Problem description:
Wherever the string "styles" appears in a line, extract that line.

Dataset excerpt:

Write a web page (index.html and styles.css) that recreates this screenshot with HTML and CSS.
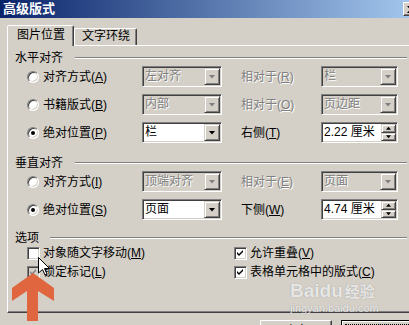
FILE: index.html
```html
<!DOCTYPE html>
<html lang="zh-CN">
<head>
    <meta charset="UTF-8">
    <meta name="viewport" content="width=device-width, initial-scale=1.0">
    <title>高级版式</title>
    <link rel="stylesheet" href="styles.css">
</head>
<body>
<div class="window">
    <div class="titlebar">
        <span class="title">高级版式</span>
        <span class="close-btn">
            <svg width="8" height="7" viewBox="0 0 8 7"><path d="M0 0h2l2 2 2-2h2L5 3.5 8 7H6L4 5 2 7H0l3-3.5z" fill="#000"/></svg>
        </span>
    </div>

    <div class="dialog">
        <div class="tabs">
            <div class="tab active">图片位置</div>
            <div class="tab">文字环绕</div>
        </div>

        <div class="panel">
            <!-- 水平对齐 -->
            <div class="group">
                <div class="group-head"><span>水平对齐</span><i class="etch"></i></div>
                <div class="pos-grid">
                    <label class="opt"><span class="radio"></span><span>对齐方式(<u>A</u>)</span></label>
                    <div class="combo combo-main disabled"><span class="val">左对齐</span><span class="drop"></span></div>
                    <span class="rel disabled">相对于(<u>R</u>)</span>
                    <div class="combo combo-rel disabled"><span class="val">栏</span><span class="drop"></span></div>

                    <label class="opt"><span class="radio"></span><span>书籍版式(<u>B</u>)</span></label>
                    <div class="combo combo-main disabled"><span class="val">内部</span><span class="drop"></span></div>
                    <span class="rel disabled">相对于(<u>O</u>)</span>
                    <div class="combo combo-rel disabled"><span class="val">页边距</span><span class="drop"></span></div>

                    <label class="opt"><span class="radio on"></span><span>绝对位置(<u>P</u>)</span></label>
                    <div class="combo combo-main"><span class="val">栏</span><span class="drop"></span></div>
                    <span class="rel">右侧(<u>T</u>)</span>
                    <div class="combo combo-rel"><span class="val">2.22 厘米</span><span class="spin"><i class="up"></i><i class="dn"></i></span></div>
                </div>
            </div>

            <!-- 垂直对齐 -->
            <div class="group group-v">
                <div class="group-head"><span>垂直对齐</span><i class="etch"></i></div>
                <div class="pos-grid">
                    <label class="opt"><span class="radio"></span><span>对齐方式(<u>I</u>)</span></label>
                    <div class="combo combo-main disabled"><span class="val">顶端对齐</span><span class="drop"></span></div>
                    <span class="rel disabled">相对于(<u>E</u>)</span>
                    <div class="combo combo-rel disabled"><span class="val">页面</span><span class="drop"></span></div>

                    <label class="opt"><span class="radio on"></span><span>绝对位置(<u>S</u>)</span></label>
                    <div class="combo combo-main"><span class="val">页面</span><span class="drop"></span></div>
                    <span class="rel">下侧(<u>W</u>)</span>
                    <div class="combo combo-rel"><span class="val">4.74 厘米</span><span class="spin"><i class="up"></i><i class="dn"></i></span></div>
                </div>
            </div>

            <!-- 选项 -->
            <div class="group group-o">
                <div class="group-head"><span>选项</span><i class="etch"></i></div>
                <div class="check-grid">
                    <label class="opt opt-c"><span class="check"></span><span>对象随文字移动(<u>M</u>)</span></label>
                    <label class="opt opt-c"><span class="check"><svg width="7" height="7" viewBox="0 0 7 7"><path d="M0 2l2 2 4-4v2L2 6 0 4z" fill="#000"/></svg></span><span>允许重叠(<u>V</u>)</span></label>
                    <label class="opt opt-c"><span class="check grey"><svg width="7" height="7" viewBox="0 0 7 7"><path d="M0 2l2 2 4-4v2L2 6 0 4z" fill="#808080"/></svg></span><span>锁定标记(<u>L</u>)</span></label>
                    <label class="opt opt-c"><span class="check"><svg width="7" height="7" viewBox="0 0 7 7"><path d="M0 2l2 2 4-4v2L2 6 0 4z" fill="#000"/></svg></span><span>表格单元格中的版式(<u>C</u>)</span></label>
                </div>
            </div>
        </div>

        <div class="buttons">
            <span class="btn">确定</span>
            <span class="btn default"><span class="focus">取消</span></span>
        </div>
    </div>

    <!-- 标注 -->
    <svg class="arrow-mark" width="42" height="48" viewBox="0 0 42 48">
        <polygon points="21,0 42,15 42,28 26,18 26,48 15,48 15,18 0,28 0,15" fill="#e0663f"/>
    </svg>
    <svg class="cursor" width="12" height="19" viewBox="0 0 12 19">
        <polygon points="0.5,0.5 0.5,16 4.5,12.5 7,18 9,17 6.5,11.5 11.5,11.5" fill="#fff" stroke="#000" stroke-width="1"/>
    </svg>
    <div class="watermark">
        <div class="wm-logo">Baidu<span class="wm-cn">经验</span></div>
        <div class="wm-url">jingyan.baidu.com</div>
    </div>
</div>
</body>
</html>
```

FILE: styles.css
```css
body {
    margin: 0;
    background: #d4d0c8;
    overflow: hidden;
    font-family: "Liberation Sans", "Noto Sans CJK SC", sans-serif;
    font-size: 12px;
    color: #000;
    text-autospace: no-autospace;
}
.window {
    position: relative;
    width: 421px;
    height: 325px;
    overflow: hidden;
}
.titlebar {
    display: flex;
    align-items: center;
    height: 18px;
    padding: 0 2px 0 3px;
    background: linear-gradient(to right, #0a246a, #a6caf0);
}
.title {
    color: #fff;
    font-weight: bold;
    font-size: 13px;
    line-height: 18px;
}
.close-btn {
    margin-left: auto;
    width: 16px;
    height: 14px;
    box-sizing: border-box;
    display: flex;
    align-items: center;
    justify-content: center;
    background: #d4d0c8;
    border: 1px solid;
    border-color: #fff #404040 #404040 #fff;
    box-shadow: inset -1px -1px 0 #808080;
}
.dialog {
    padding: 7px 8px 0 7px;
}
.tabs {
    display: flex;
    align-items: flex-end;
    height: 20px;
}
.tab {
    box-sizing: border-box;
    height: 17px;
    padding: 0 6px 0 7px;
    line-height: 15px;
    border: 1px solid;
    border-bottom: none;
    border-color: #fff #404040 transparent #fff;
    box-shadow: inset -1px 0 0 #808080;
    border-radius: 2px 2px 0 0;
}
.tab.active {
    height: 21px;
    margin-bottom: -1px;
    padding: 0 8px 0 9px;
    line-height: 19px;
    position: relative;
    z-index: 1;
    background: #d4d0c8;
}
.panel {
    box-sizing: border-box;
    height: 268px;
    padding: 5px 5px 0 7px;
    border-top: 1px solid #fff;
    border-left: 1px solid #fff;
    border-right: 1px solid #404040;
    border-bottom: 1px solid #404040;
    box-shadow: inset 0 -1px 0 #808080, inset -1px 0 0 #808080;
}
.group-head {
    display: flex;
    align-items: center;
    height: 14px;
    line-height: 14px;
}
.etch {
    flex: 1;
    height: 0;
    margin-left: 12px;
    border-top: 1px solid #808080;
    border-bottom: 1px solid #fff;
}
.group-v {
    margin-top: 13px;
}
.group-o {
    margin-top: 11px;
}
.group-o .etch {
    margin-left: 11px;
}
.pos-grid {
    display: grid;
    grid-template-columns: 115px 99px 80px 77px;
    grid-auto-rows: 21px;
    row-gap: 7px;
    margin-top: 1px;
    padding-left: 12px;
    align-items: center;
}
.check-grid {
    display: grid;
    grid-template-columns: 207px auto;
    grid-auto-rows: 16px;
    row-gap: 3px;
    padding-left: 12px;
    align-items: center;
}
.opt {
    display: flex;
    align-items: center;
    gap: 4px;
    line-height: 14px;
    white-space: nowrap;
}
.opt-c {
    gap: 3px;
}
.rel {
    line-height: 14px;
    white-space: nowrap;
}
.disabled {
    color: #808080;
    text-shadow: 1px 1px 0 #fff;
}
.radio {
    box-sizing: border-box;
    width: 12px;
    height: 12px;
    border-radius: 50%;
    background: #fff;
    border: 1px solid;
    border-color: #808080 #fff #fff #808080;
    box-shadow: inset 1px 1px 0 #404040, inset -1px -1px 0 #d4d0c8;
    display: flex;
    align-items: center;
    justify-content: center;
}
.radio.on::after {
    content: "";
    width: 4px;
    height: 4px;
    border-radius: 50%;
    background: #000;
}
.check {
    box-sizing: border-box;
    width: 13px;
    height: 13px;
    background: #fff;
    border: 1px solid;
    border-color: #808080 #fff #fff #808080;
    box-shadow: inset 1px 1px 0 #404040, inset -1px -1px 0 #d4d0c8;
    display: flex;
    align-items: center;
    justify-content: center;
}
.check.grey {
    background: #d4d0c8;
}
.combo {
    box-sizing: border-box;
    display: flex;
    height: 21px;
    padding: 1px;
    background: #fff;
    border: 1px solid;
    border-color: #808080 #fff #fff #808080;
    box-shadow: inset 1px 1px 0 #404040, inset -1px -1px 0 #d4d0c8;
}
.combo.disabled {
    background: #d4d0c8;
}
.combo-main {
    width: 80px;
}
.combo-rel {
    width: 77px;
}
.val {
    flex: 1;
    padding-left: 1px;
    line-height: 17px;
    white-space: nowrap;
    overflow: hidden;
}
.drop,
.spin i {
    box-sizing: border-box;
    background: #d4d0c8;
    border: 1px solid;
    border-color: #d4d0c8 #404040 #404040 #d4d0c8;
    box-shadow: inset 1px 1px 0 #fff, inset -1px -1px 0 #808080;
    display: flex;
    align-items: center;
    justify-content: center;
}
.drop {
    width: 16px;
}
.drop::after {
    content: "";
    width: 7px;
    height: 4px;
    background: #000;
    clip-path: polygon(0 0, 100% 0, 50% 100%);
}
.disabled .drop::after {
    background: #808080;
}
.spin {
    display: flex;
    flex-direction: column;
    width: 15px;
}
.spin i {
    flex: 1;
}
.spin i::after {
    content: "";
    width: 5px;
    height: 3px;
    background: #000;
}
.spin .up::after {
    clip-path: polygon(50% 0, 100% 100%, 0 100%);
}
.spin .dn::after {
    clip-path: polygon(0 0, 100% 0, 50% 100%);
}
.buttons {
    display: flex;
    justify-content: flex-end;
    gap: 9px;
    margin-top: 7px;
}
.btn {
    box-sizing: border-box;
    width: 72px;
    height: 23px;
    text-align: center;
    line-height: 21px;
    border: 1px solid;
    border-color: #fff #404040 #404040 #fff;
    box-shadow: inset -1px -1px 0 #808080;
}
.btn.default {
    border: 1px solid #000;
    padding: 3px;
    line-height: 13px;
    box-shadow: inset 1px 1px 0 #fff, inset -1px -1px 0 #404040, inset -2px -2px 0 #808080;
}
.focus {
    display: block;
    border: 1px dotted #000;
}
.arrow-mark {
    position: absolute;
    left: 12px;
    top: 273px;
}
.cursor {
    position: absolute;
    left: 38px;
    top: 257px;
}
.watermark {
    position: absolute;
    left: 290px;
    top: 280px;
    color: rgba(255, 255, 255, 0.8);
    text-shadow: 0 0 1px rgba(110, 110, 110, 0.7);
}
.wm-logo {
    font-weight: bold;
    font-size: 19px;
    line-height: 22px;
}
.wm-cn {
    font-family: "Noto Sans CJK SC", sans-serif;
    font-size: 15px;
    margin-left: 2px;
}
.wm-url {
    font-size: 11px;
    line-height: 12px;
}
```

Finished exercise:
Write a web page (index.html and styles.css) that recreates this screenshot with HTML and CSS.
    <link rel="stylesheet" href="styles.css">
FILE: styles.css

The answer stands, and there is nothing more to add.